_Requirements_:
Each line from the top of the listing through the one holding "const selectedAd = ref(0)" should be restated word for word, with nothing added and no pictures.

========================

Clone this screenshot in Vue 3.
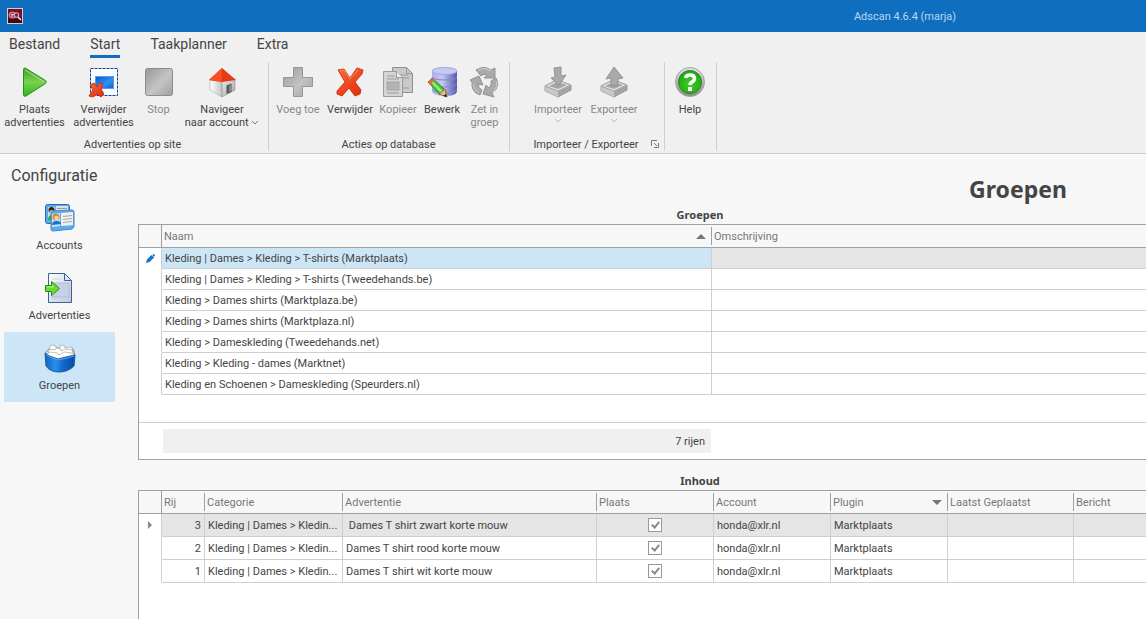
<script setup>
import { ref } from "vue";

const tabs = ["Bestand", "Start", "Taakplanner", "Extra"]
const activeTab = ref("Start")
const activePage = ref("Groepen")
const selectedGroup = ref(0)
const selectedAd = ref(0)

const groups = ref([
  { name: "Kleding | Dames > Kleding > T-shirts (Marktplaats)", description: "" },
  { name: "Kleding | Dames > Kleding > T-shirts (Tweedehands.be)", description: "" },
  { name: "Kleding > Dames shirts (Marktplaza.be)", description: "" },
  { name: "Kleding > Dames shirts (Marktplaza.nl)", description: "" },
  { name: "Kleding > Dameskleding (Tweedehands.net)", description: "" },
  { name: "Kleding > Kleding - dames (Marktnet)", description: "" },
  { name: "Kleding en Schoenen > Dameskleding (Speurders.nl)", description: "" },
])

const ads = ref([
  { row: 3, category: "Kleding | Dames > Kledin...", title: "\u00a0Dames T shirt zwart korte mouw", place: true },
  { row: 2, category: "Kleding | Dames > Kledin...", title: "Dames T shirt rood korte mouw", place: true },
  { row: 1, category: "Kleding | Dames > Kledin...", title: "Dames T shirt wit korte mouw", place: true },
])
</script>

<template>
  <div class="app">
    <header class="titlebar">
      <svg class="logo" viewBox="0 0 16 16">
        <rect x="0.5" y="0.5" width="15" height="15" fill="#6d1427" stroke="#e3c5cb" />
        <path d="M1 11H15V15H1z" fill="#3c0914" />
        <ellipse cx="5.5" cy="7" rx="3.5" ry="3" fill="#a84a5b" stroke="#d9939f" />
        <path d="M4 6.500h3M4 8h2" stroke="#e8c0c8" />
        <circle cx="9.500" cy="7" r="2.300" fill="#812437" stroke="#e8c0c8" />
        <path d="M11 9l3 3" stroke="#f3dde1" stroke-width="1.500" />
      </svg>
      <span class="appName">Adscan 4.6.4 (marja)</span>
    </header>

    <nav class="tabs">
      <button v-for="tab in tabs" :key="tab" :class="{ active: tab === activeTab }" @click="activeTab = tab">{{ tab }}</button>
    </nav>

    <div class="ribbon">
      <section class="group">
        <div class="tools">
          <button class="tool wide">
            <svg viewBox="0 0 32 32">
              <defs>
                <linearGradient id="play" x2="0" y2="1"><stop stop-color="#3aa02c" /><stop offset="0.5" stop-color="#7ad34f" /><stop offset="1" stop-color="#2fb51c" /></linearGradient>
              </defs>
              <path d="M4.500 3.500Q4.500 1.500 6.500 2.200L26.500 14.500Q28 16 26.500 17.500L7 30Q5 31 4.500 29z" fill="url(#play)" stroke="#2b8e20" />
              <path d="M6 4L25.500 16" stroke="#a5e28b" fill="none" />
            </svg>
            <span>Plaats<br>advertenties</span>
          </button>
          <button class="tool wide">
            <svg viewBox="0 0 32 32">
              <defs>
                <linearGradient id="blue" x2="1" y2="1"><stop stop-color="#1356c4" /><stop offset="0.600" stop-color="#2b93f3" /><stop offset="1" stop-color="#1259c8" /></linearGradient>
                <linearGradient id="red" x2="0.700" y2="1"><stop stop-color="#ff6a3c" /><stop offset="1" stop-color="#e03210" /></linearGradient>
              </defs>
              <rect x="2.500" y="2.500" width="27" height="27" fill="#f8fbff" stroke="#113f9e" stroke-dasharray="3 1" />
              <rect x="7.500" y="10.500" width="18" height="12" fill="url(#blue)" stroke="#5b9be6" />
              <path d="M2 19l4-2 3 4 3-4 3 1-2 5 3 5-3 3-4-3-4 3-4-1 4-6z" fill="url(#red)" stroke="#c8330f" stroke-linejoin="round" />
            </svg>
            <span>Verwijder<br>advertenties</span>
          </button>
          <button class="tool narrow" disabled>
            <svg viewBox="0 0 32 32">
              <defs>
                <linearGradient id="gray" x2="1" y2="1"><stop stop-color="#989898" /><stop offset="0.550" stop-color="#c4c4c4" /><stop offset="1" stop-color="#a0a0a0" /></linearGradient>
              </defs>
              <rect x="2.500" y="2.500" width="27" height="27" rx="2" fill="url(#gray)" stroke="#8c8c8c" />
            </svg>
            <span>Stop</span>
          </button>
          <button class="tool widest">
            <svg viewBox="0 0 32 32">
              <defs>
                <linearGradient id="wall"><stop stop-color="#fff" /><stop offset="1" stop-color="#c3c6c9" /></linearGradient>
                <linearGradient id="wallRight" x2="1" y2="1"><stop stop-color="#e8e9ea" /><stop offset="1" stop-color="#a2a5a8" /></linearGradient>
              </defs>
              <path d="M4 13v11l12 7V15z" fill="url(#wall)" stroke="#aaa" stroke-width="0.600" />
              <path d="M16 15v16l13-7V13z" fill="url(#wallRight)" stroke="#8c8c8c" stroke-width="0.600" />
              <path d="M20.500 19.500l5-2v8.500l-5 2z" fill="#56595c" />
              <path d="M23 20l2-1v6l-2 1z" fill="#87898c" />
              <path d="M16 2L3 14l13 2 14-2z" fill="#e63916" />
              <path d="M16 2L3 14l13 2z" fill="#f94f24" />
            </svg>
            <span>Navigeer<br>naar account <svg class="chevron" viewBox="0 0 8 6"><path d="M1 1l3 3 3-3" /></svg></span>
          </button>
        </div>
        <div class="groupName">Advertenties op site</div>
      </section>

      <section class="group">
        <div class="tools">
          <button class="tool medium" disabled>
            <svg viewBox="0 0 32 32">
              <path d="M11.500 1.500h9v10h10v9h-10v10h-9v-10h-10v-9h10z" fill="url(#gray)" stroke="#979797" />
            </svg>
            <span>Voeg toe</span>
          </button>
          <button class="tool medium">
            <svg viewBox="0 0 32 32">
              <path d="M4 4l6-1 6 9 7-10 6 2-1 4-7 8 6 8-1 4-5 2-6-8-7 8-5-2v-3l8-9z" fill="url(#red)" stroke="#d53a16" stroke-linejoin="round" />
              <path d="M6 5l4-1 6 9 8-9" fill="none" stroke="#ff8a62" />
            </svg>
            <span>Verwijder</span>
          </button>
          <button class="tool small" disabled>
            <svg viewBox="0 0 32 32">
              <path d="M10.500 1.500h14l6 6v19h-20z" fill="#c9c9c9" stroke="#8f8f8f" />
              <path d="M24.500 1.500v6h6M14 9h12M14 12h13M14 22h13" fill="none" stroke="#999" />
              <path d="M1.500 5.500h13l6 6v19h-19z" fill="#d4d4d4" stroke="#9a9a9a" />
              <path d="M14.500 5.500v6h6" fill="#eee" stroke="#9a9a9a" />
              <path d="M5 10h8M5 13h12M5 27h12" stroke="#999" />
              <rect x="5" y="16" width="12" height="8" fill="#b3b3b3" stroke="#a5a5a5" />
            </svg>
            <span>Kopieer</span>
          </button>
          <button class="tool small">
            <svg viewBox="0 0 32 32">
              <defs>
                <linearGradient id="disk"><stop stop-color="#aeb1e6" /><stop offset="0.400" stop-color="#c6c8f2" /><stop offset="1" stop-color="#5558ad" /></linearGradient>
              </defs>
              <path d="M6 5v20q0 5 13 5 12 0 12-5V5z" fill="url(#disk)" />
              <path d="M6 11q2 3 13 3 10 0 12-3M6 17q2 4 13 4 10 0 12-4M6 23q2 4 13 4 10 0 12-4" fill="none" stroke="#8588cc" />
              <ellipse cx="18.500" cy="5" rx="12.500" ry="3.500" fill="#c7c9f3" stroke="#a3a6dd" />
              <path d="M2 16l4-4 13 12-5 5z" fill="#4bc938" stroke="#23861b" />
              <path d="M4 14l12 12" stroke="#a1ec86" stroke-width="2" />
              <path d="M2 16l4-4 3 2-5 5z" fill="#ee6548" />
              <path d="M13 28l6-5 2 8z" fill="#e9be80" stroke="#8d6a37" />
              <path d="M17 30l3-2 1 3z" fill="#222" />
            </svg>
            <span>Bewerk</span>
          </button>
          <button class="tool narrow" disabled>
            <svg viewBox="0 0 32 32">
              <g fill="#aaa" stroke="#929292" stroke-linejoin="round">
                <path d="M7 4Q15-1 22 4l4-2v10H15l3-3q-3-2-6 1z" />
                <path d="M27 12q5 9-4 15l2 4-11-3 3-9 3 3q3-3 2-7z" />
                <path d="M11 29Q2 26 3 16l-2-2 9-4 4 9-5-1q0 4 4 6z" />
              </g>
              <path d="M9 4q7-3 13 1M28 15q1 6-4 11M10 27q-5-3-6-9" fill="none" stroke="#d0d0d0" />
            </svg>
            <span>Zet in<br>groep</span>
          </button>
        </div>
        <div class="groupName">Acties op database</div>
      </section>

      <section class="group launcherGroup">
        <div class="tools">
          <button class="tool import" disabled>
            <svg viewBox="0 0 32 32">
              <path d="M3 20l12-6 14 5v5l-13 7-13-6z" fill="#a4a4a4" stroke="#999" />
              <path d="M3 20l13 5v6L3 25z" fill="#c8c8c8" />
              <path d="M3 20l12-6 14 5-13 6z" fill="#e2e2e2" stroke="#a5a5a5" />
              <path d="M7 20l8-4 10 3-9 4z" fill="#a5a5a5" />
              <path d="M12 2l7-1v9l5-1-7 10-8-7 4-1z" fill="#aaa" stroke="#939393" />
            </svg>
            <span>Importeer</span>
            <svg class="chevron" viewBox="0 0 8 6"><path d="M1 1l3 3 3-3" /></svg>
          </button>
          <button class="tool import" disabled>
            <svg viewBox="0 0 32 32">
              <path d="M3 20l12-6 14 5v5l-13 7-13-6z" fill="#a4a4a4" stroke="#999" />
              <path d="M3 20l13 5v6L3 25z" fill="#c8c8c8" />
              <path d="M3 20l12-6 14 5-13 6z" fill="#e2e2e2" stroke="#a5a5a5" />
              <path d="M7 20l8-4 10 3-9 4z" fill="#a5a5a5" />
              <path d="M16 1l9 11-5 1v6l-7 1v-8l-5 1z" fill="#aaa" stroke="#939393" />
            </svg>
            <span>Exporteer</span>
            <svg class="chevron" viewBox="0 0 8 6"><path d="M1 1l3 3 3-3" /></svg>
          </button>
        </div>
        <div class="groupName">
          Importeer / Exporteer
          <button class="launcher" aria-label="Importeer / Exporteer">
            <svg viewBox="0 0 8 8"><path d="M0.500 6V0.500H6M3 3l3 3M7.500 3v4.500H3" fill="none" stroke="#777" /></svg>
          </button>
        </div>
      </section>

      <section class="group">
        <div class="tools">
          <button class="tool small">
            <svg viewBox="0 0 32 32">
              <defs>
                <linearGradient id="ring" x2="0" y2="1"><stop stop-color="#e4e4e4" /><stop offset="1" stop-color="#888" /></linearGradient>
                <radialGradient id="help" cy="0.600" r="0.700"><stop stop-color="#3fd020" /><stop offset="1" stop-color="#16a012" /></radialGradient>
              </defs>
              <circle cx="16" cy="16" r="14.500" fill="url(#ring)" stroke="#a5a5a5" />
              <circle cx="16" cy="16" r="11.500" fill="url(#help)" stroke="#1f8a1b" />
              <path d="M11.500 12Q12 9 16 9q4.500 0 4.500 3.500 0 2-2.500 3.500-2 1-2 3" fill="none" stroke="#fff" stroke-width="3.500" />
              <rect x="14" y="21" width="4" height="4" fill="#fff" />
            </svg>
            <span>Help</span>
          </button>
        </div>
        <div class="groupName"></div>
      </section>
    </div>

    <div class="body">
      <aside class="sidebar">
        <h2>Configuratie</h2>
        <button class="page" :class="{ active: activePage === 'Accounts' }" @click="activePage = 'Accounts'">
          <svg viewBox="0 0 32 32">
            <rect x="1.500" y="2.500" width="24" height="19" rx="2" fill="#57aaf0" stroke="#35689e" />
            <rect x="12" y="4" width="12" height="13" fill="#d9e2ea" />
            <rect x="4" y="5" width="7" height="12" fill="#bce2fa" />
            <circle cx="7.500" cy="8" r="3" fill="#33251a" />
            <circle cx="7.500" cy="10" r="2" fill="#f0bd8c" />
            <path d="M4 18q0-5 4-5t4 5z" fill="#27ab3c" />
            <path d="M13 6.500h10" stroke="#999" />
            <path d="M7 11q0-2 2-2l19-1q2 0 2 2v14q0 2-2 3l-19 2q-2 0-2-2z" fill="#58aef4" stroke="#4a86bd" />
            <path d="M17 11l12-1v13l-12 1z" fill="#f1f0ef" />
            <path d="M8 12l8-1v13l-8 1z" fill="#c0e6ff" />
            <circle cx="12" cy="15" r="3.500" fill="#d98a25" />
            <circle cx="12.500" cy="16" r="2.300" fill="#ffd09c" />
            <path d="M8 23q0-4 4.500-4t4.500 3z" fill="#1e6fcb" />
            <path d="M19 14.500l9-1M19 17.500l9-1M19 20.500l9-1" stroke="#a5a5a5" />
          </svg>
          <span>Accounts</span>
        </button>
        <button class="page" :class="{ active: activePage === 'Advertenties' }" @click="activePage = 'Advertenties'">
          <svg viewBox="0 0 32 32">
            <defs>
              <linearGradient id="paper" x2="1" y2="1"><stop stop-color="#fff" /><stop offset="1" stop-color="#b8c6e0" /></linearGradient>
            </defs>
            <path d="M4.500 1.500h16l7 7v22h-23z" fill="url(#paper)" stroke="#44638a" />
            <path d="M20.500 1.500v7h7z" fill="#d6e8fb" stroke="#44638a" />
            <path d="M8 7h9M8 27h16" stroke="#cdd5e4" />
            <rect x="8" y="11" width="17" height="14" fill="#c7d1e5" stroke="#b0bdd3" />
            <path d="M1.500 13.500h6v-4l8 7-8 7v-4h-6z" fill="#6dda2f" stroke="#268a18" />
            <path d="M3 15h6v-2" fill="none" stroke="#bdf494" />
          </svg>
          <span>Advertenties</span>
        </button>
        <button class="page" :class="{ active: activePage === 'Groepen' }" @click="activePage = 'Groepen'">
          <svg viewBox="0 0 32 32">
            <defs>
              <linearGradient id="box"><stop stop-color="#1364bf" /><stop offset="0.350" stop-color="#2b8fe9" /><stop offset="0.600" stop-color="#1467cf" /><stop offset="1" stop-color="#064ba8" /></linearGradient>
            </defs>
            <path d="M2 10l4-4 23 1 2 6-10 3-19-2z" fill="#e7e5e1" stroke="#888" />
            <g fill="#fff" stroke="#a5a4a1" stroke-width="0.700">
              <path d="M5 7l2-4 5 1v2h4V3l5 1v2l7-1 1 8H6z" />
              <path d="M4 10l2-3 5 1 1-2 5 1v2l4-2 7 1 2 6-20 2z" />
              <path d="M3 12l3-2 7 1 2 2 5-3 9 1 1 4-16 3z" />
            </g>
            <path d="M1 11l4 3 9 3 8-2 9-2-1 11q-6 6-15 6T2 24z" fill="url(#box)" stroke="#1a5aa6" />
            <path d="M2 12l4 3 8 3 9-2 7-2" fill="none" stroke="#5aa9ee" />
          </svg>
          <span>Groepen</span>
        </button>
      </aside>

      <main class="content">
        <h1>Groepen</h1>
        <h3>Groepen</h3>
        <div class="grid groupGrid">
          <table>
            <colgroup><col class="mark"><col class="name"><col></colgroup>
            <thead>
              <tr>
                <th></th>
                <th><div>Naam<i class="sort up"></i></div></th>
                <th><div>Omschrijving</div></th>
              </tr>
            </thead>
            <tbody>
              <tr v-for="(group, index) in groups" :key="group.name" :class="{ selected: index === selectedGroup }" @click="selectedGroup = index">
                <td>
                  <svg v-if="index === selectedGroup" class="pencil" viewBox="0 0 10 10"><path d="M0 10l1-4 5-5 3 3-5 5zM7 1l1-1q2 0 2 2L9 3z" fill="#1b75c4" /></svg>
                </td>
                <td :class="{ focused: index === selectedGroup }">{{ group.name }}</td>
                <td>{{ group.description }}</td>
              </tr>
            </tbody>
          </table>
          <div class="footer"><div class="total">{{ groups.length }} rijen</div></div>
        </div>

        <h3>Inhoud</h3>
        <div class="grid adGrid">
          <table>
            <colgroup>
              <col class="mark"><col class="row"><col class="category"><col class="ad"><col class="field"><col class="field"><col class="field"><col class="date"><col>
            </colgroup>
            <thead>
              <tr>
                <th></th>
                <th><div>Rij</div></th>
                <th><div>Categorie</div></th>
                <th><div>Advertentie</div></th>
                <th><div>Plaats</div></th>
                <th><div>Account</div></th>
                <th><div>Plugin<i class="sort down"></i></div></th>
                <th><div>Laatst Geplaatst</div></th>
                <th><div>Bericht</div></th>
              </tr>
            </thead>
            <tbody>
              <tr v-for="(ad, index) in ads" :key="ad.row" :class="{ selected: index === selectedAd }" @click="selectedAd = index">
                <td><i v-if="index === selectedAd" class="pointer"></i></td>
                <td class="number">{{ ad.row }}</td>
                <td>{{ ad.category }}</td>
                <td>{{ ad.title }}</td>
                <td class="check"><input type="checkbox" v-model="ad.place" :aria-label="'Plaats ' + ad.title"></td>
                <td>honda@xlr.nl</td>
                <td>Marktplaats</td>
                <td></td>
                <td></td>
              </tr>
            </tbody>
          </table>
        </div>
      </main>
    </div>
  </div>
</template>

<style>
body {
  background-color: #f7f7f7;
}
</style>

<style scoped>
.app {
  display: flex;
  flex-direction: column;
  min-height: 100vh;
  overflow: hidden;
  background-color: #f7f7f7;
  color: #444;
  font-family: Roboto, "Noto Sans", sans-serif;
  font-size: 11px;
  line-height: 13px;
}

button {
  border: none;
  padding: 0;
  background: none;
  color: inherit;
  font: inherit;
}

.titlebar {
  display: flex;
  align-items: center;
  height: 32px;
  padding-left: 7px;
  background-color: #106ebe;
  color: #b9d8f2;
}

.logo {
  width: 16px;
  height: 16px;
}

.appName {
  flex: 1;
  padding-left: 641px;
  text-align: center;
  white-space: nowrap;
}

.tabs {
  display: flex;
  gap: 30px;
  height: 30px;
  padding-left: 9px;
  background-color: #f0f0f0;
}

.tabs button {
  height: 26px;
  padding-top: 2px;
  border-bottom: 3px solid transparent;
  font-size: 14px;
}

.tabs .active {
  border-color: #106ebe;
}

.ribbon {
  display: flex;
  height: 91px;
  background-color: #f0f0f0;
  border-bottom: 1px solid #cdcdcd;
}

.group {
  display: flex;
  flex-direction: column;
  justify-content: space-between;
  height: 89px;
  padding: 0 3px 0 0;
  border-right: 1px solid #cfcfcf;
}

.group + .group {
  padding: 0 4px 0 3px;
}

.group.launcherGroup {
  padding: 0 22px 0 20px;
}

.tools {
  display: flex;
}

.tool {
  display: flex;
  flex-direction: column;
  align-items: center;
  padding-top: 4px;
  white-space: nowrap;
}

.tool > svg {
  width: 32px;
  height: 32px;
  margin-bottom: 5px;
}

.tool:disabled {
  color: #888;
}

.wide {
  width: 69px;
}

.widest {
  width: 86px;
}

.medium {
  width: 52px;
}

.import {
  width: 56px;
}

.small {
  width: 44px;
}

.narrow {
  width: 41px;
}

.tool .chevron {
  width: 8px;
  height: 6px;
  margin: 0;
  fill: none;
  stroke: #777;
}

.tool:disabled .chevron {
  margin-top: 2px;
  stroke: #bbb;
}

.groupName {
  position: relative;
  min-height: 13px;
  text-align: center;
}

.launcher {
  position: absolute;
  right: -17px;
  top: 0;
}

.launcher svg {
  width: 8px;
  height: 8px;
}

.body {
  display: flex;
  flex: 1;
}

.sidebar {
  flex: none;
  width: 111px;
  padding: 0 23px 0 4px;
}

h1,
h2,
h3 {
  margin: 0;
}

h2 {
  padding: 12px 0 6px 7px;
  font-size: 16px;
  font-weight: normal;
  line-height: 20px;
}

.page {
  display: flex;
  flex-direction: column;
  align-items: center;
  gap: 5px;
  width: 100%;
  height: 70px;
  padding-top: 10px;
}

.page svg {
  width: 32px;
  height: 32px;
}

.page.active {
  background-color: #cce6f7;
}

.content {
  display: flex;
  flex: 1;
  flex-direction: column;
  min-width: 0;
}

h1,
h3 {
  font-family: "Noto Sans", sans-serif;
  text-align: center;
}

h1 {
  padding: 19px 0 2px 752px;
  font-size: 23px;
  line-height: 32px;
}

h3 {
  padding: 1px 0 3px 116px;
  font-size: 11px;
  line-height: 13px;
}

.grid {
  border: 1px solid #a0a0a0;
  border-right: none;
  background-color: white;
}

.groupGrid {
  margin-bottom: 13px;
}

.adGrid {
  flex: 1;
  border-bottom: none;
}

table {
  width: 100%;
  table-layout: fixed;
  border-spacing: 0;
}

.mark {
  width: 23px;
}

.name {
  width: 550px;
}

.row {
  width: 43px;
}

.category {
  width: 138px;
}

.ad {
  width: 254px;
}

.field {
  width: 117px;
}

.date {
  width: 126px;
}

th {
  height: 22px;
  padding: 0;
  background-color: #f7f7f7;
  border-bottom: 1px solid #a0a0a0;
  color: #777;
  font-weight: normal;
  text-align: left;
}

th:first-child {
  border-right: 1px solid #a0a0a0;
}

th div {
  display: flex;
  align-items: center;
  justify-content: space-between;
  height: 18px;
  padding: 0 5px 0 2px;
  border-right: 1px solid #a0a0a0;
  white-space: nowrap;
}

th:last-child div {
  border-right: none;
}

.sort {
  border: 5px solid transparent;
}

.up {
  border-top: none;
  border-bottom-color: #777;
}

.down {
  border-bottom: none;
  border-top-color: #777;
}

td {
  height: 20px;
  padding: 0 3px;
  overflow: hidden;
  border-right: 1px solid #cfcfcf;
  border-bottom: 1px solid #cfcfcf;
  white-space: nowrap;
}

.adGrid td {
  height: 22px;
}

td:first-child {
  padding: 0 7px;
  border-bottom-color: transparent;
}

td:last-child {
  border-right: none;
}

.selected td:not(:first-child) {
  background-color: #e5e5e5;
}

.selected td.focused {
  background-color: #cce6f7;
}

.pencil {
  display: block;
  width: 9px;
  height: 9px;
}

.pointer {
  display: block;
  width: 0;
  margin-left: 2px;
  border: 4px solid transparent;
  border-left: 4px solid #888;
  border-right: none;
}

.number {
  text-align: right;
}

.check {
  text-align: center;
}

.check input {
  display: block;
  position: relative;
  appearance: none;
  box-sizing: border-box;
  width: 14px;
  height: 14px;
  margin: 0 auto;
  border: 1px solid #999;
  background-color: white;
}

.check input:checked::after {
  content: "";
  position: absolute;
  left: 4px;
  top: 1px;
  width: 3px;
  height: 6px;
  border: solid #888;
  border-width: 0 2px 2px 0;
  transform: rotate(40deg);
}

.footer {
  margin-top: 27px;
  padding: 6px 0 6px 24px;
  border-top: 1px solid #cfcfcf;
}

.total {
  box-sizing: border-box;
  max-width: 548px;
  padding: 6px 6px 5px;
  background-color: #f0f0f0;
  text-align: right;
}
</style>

========================

_Result of the exercise_:
Clone this screenshot in Vue 3.
<script setup>
import { ref } from "vue";

const tabs = ["Bestand", "Start", "Taakplanner", "Extra"]
const activeTab = ref("Start")
const activePage = ref("Groepen")
const selectedGroup = ref(0)
const selectedAd = ref(0)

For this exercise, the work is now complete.